More than a half-century after they fought in World War II, this group of Navajo Marines finally will have a place of honor among other veterans memorials.
The Navajo Nation Tribal Council voted last month to appropriate $200,000 to the Navajo Code Talkers Memorial Foundation to place a monument at Wesley Bolin Plaza, a memorial park in front of the Arizona State Capitol. The 8-foot bronze statue is a replica of the one standing in Window Rock, Ariz., and is expected to be in place by January.
"It's long overdue," said artist Oreland Joe, who designed the original statue in a studio near his Kirtland home. "There's now more awareness of the Native American acts of courage, and we finally have the chance to honor them in a three-dimensional form."
Joe is overseeing the casting and placement of the monument, which depicts a Code Talker on bent knees with a radio in his hand. Joe also is designing four plaques for the monument's base on which all of the Code Talkers' names — including the original 29 — and a brief history will be engraved. Identical plaques will be added to the Window Rock memorial.
The Code Talkers are credited for aiding America's cause from 1942 to 1945. They were made famous for helping the United States take Iwo Jima during World War II, but the recognition comes too late for many, said Michael Smith, Window Rock liaison for the National Code Talkers Association. Only about 70 Code Talkers are still living, he said.

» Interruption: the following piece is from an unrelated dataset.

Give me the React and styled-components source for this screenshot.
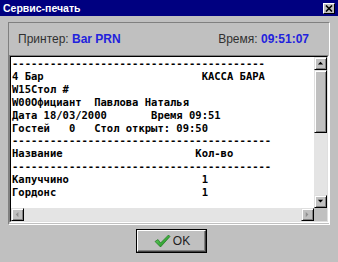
import React from "react";
import styled, { createGlobalStyle } from "styled-components";

const Global = createGlobalStyle`
  html, body { margin: 0; padding: 0; background: #c0c0c0; }
  body { width: 338px; height: 262px; overflow: hidden; font-family: "Liberation Sans", Arial, sans-serif; }
`;

const Window = styled.div`
  width: 338px;
  height: 262px;
  background: #c0c0c0;
  display: flex;
  flex-direction: column;
`;

const TitleBar = styled.div`
  height: 16px;
  background: #000080;
  display: flex;
  align-items: center;
  justify-content: space-between;
  padding: 0 3px 0 3px;
`;

const Title = styled.span`
  color: #fff;
  font-weight: bold;
  font-size: 10.5px;
`;

const CloseButton = styled.div`
  width: 12px;
  height: 11px;
  box-sizing: border-box;
  background: #c0c0c0;
  border-top: 1px solid #fff;
  border-left: 1px solid #fff;
  border-right: 1px solid #000;
  border-bottom: 1px solid #000;
  display: flex;
  align-items: center;
  justify-content: center;
`;

const Body = styled.div`
  padding: 6px 8px 0 8px;
  display: flex;
  flex-direction: column;
`;

const Panel = styled.div`
  height: 203px;
  box-sizing: border-box;
  border-top: 1px solid #808080;
  border-left: 1px solid #808080;
  border-right: 1px solid #fff;
  border-bottom: 1px solid #fff;
  display: flex;
  flex-direction: column;
`;

const Header = styled.div`
  height: 32px;
  display: flex;
  align-items: center;
  justify-content: space-between;
  padding: 0 20px 0 9px;
  font-size: 12px;
  color: #303030;
`;

const Value = styled.span`
  color: #2222dd;
  font-weight: bold;
`;

const TextBox = styled.div`
  flex: 1;
  margin-bottom: 1px;
  border-top: 1px solid #808080;
  border-left: 1px solid #808080;
  border-right: 1px solid #fff;
  border-bottom: 1px solid #fff;
  display: flex;
`;

const TextInner = styled.div`
  flex: 1;
  border-top: 1px solid #000;
  border-left: 1px solid #000;
  border-right: 1px solid #dfdfdf;
  border-bottom: 1px solid #dfdfdf;
  display: grid;
  grid-template-columns: 1fr 13px;
  grid-template-rows: 1fr 13px;
`;

const Content = styled.div`
  background: #fff;
  overflow: hidden;
`;

const Receipt = styled.pre`
  margin: 0;
  padding: 0 0 0 1px;
  font-family: "DejaVu Sans Mono", "Liberation Mono", monospace;
  font-weight: bold;
  font-size: 10.5px;
  line-height: 12.9px;
  color: #000;
  white-space: pre;
`;

const ScrollV = styled.div`
  display: flex;
  flex-direction: column;
  background: #e4e4e4;
`;

const ScrollH = styled.div`
  display: flex;
  background: #e4e4e4;
`;

const Corner = styled.div`
  background: #c0c0c0;
`;

const Arrow = styled.div`
  width: 13px;
  height: 13px;
  flex: none;
  box-sizing: border-box;
  background: #c0c0c0;
  border-top: 1px solid #dfdfdf;
  border-left: 1px solid #dfdfdf;
  border-right: 1px solid #000;
  border-bottom: 1px solid #000;
  box-shadow: inset 1px 1px 0 #fff, inset -1px -1px 0 #808080;
  display: flex;
  align-items: center;
  justify-content: center;
`;

const Thumb = styled.div`
  height: 63px;
  flex: none;
  box-sizing: border-box;
  background: #c0c0c0;
  border-top: 1px solid #dfdfdf;
  border-left: 1px solid #dfdfdf;
  border-right: 1px solid #000;
  border-bottom: 1px solid #000;
  box-shadow: inset 1px 1px 0 #fff, inset -1px -1px 0 #808080;
`;

const Track = styled.div`
  flex: 1;
`;

const Footer = styled.div`
  display: flex;
  justify-content: center;
  padding: 4px 0 0 5px;
`;

const OkButton = styled.div`
  width: 71px;
  height: 24px;
  box-sizing: border-box;
  border: 1px solid #000;
  display: flex;
`;

const OkFace = styled.div`
  flex: 1;
  border-top: 1px solid #fff;
  border-left: 1px solid #fff;
  border-right: 1px solid #404040;
  border-bottom: 1px solid #404040;
  box-shadow: inset -1px -1px 0 #808080;
  display: flex;
  align-items: center;
  justify-content: center;
  gap: 2px;
  font-size: 12px;
  color: #202020;
  padding-left: 1px;
`;

const Tri = ({ dir, color }) => {
  const pts = {
    up: "1,5 4,2 7,5",
    down: "1,2 4,5 7,2",
    left: "5,1 2,4 5,7",
    right: "2,1 5,4 2,7",
  }[dir];
  return (
    <svg width="7" height="7" viewBox="0 0 8 8">
      <polygon points={pts} fill={color} />
    </svg>
  );
};

const text = [
  "----------------------------------------",
  "4 Бар                         КАССА БАРА",
  "W15Стол #",
  "W00Официант  Павлова Наталья",
  "Дата 18/03/2000       Время 09:51",
  "Гостей   0   Стол открыт: 09:50",
  "-----------------------------------------",
  "Название                     Кол-во",
  "-----------------------------------------",
  "Капуччино                     1",
  "Гордонс                       1",
].join("\n");

export default function App() {
  return (
    <Window>
      <Global />
      <TitleBar>
        <Title>Сервис-печать</Title>
        <CloseButton>
          <svg width="8" height="7" viewBox="0 0 8 7">
            <path d="M1 0.5 L7 6.5 M7 0.5 L1 6.5" stroke="#000" strokeWidth="1.6" />
          </svg>
        </CloseButton>
      </TitleBar>
      <Body>
        <Panel>
          <Header>
            <span>
              Принтер: <Value>Bar PRN</Value>
            </span>
            <span>
              Время: <Value>09:51:07</Value>
            </span>
          </Header>
          <TextBox>
            <TextInner>
              <Content>
                <Receipt>{text}</Receipt>
              </Content>
              <ScrollV>
                <Arrow>
                  <Tri dir="up" color="#000" />
                </Arrow>
                <Thumb />
                <Track />
                <Arrow>
                  <Tri dir="down" color="#000" />
                </Arrow>
              </ScrollV>
              <ScrollH>
                <Arrow>
                  <Tri dir="left" color="#909090" />
                </Arrow>
                <Track />
                <Arrow>
                  <Tri dir="right" color="#909090" />
                </Arrow>
              </ScrollH>
              <Corner />
            </TextInner>
          </TextBox>
        </Panel>
        <Footer>
          <OkButton>
            <OkFace>
              <svg width="17" height="14" viewBox="0 0 17 14">
                <defs>
                  <linearGradient id="g" x1="0" y1="0" x2="1" y2="1">
                    <stop offset="0" stopColor="#6fd36f" />
                    <stop offset="1" stopColor="#128a12" />
                  </linearGradient>
                </defs>
                <path
                  d="M1 7.5 L4 5.5 L6.5 9 L14.5 1 L16 2.5 L6.5 13 Z"
                  fill="url(#g)"
                  stroke="#0d6b0d"
                  strokeWidth="0.6"
                />
              </svg>
              <span>OK</span>
            </OkFace>
          </OkButton>
        </Footer>
      </Body>
    </Window>
  );
}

"In reference to communications in war time, their achievements have never been matched," Smith said. "To use a native language to create a code and use that in battle and have it never broken or deciphered by any enemy is a remarkable achievement. Generals and commanders credit the Code Talkers for saving hundreds of lives."
The Navajo Code Talkers Memorial Foundation, under the direction of former Arizona state representative Sylvia Laughter, established the Window Rock memorial in 2004. Laughter sponsored legislation two years earlier that called for construction of two monuments to honor the Code Talkers, but funding came up short after the first was completed, she said.

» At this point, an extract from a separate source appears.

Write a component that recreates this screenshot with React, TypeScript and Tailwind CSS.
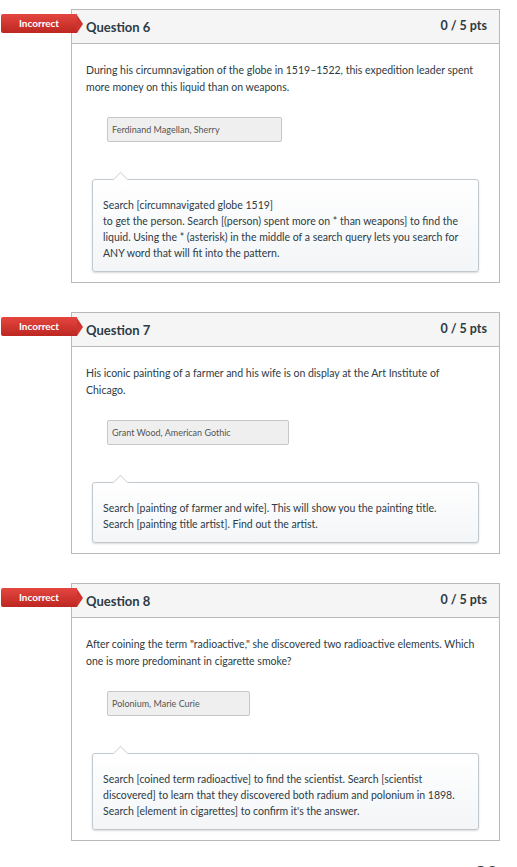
const questions = [
  {
    n: 6,
    text: "During his circumnavigation of the globe in 1519–1522, this expedition leader spent more money on this liquid than on weapons.",
    answer: "Ferdinand Magellan, Sherry",
    answerW: "w-[175px]",
    comment: [
      "Search [circumnavigated globe 1519]",
      "to get the person. Search [(person) spent more on * than weapons] to find the liquid. Using the * (asterisk) in the middle of a search query lets you search for ANY word that will fit into the pattern.",
    ],
  },
  {
    n: 7,
    text: "His iconic painting of a farmer and his wife is on display at the Art Institute of Chicago.",
    answer: "Grant Wood, American Gothic",
    answerW: "w-[182px]",
    comment: [
      "Search [painting of farmer and wife]. This will show you the painting title. Search [painting title artist]. Find out the artist.",
    ],
  },
  {
    n: 8,
    text: "After coining the term \"radioactive,\" she discovered two radioactive elements. Which one is more predominant in cigarette smoke?",
    answer: "Polonium, Marie Curie",
    answerW: "w-[143px]",
    comment: [
      "Search [coined term radioactive] to find the scientist. Search [scientist discovered] to learn that they discovered both radium and polonium in 1898. Search [element in cigarettes] to confirm it's the answer.",
    ],
  },
];

type Q = (typeof questions)[number];

const Badge = () => (
  <div className="absolute left-[-71px] top-[4px] flex items-center">
    <div className="h-[19px] w-[76px] flex items-center justify-center bg-gradient-to-b from-[#e4463f] to-[#bd2621] text-white text-[10px] font-bold rounded-l-[2px]">
      Incorrect
    </div>
    <div className="w-0 h-0 border-y-[9.5px] border-y-transparent border-l-[6px] border-l-[#cf3530]" />
  </div>
);

const QuestionCard = ({ q }: { q: Q }) => (
  <div className="relative ml-[71px] w-[429px] border border-[#b9b9b9] bg-white">
    <Badge />
    <div className="h-[34px] flex items-center justify-between pl-[14px] pr-[12px] bg-[#f5f5f5] border-b border-[#b9b9b9]">
      <h2 className="text-[13px] font-bold text-[#2d3b45] mt-[3px]">Question {q.n}</h2>
      <span className="text-[12.5px] font-bold text-[#2d3b45]">0 / 5 pts</span>
    </div>
    <div className="pl-[14px] pr-[16px] pt-[18px] pb-[10px]">
      <p className="max-w-[394px] text-[10.5px] leading-[17px] text-[#2d3b45]">{q.text}</p>
      <div
        className={`${q.answerW} mt-[21px] ml-[21px] h-[25px] flex items-center px-[4px] bg-[#efefef] border border-[#c7c7c7] rounded-[2px] text-[9px] text-[#555]`}
      >
        {q.answer}
      </div>
      <div className="relative mt-[37px] ml-[6px] w-[387px] border border-[#c2c9ce] rounded-[3px] bg-gradient-to-b from-white to-[#f3f5f7] shadow-[0_1px_2px_rgba(0,0,0,0.15)] pl-[10px] pr-[14px] pt-[17px] pb-[10px] text-[10.5px] leading-[16px] text-[#2d3b45]">
        <div className="absolute left-[22px] top-[-6px] w-[11px] h-[11px] rotate-45 bg-white border-l border-t border-[#d6dbdf]" />
        {q.comment.map((c, i) => (
          <p key={i}>{c}</p>
        ))}
      </div>
    </div>
  </div>
);

export default function App() {
  return (
    <div className="w-[517px] h-[867px] overflow-hidden bg-white font-['Lato','Liberation_Sans',sans-serif] pt-[9px]">
      <div className="flex flex-col gap-[29px]">
        {questions.map((q) => (
          <QuestionCard key={q.n} q={q} />
        ))}
      </div>
      <div className="ml-[71px] w-[429px] mt-[17px] flex justify-end items-baseline gap-[10px] text-[#2d3b45]">
        <span className="text-[12px] font-bold">Quiz Score:</span>
        <span className="text-[20px] font-bold pr-[2px]">20</span>
      </div>
    </div>
  );
}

The foundation petitioned the Tribal Council for the funds, and on the recommendation of Speaker Lawrence Morgan, the council voted last month to award the full amount.
"We need to make sure to educate all people about the contributions of our Native American warriors to this country," Morgan stated in a news release.

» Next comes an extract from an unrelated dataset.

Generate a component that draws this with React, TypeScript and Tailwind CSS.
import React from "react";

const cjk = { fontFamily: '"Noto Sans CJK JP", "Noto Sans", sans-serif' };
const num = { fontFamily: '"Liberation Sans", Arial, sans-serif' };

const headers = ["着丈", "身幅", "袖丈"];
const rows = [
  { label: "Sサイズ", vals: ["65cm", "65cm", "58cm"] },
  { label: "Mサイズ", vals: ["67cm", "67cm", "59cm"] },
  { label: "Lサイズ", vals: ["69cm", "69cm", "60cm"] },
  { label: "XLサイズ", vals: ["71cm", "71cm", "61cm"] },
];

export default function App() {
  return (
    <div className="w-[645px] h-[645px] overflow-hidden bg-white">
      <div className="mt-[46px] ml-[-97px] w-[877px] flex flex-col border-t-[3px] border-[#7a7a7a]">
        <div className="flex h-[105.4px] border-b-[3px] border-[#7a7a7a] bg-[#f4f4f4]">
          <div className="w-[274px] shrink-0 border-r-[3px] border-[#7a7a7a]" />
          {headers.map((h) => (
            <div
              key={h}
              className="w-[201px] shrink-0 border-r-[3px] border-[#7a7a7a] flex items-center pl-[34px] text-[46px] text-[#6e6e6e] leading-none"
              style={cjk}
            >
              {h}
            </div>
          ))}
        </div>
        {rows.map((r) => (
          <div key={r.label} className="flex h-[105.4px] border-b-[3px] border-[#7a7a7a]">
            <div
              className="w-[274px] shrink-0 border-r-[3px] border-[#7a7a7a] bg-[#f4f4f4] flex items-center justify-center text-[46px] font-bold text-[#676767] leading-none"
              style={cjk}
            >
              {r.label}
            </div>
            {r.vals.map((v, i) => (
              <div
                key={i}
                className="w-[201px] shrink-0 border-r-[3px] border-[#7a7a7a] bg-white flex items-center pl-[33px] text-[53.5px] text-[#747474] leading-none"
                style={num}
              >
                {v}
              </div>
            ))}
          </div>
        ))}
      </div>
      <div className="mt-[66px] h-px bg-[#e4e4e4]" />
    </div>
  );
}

The second monument will stand among memorials to other groups of veterans and individuals who earned recognition for contributions at home or overseas. A Code Talkers memorial placed off the reservation will provide overdue recognition to a group of warriors that is often overlooked, Laughter said.
"They were such a significant group of people and they did something unique," she said. "When they were Code Talkers, it was a secret mission. When they came home, they never shared it with their families. Among the Native Americans, there are some things you don't talk about, like war. A lot of this is humble men who never saw it as anything significant other than doing their duty."
Laughter said after the monument is placed in Wesley Bolin Plaza, the foundation may consider placing a statue in Washington, D.C., to help the Code Talkers gain national recognition.
"It's unfortunate that it took so many years for the rest of the world to understand how significant their calling was," she said. "No matter how long it is, the most important thing is that we do recognize them and that their story is in the record."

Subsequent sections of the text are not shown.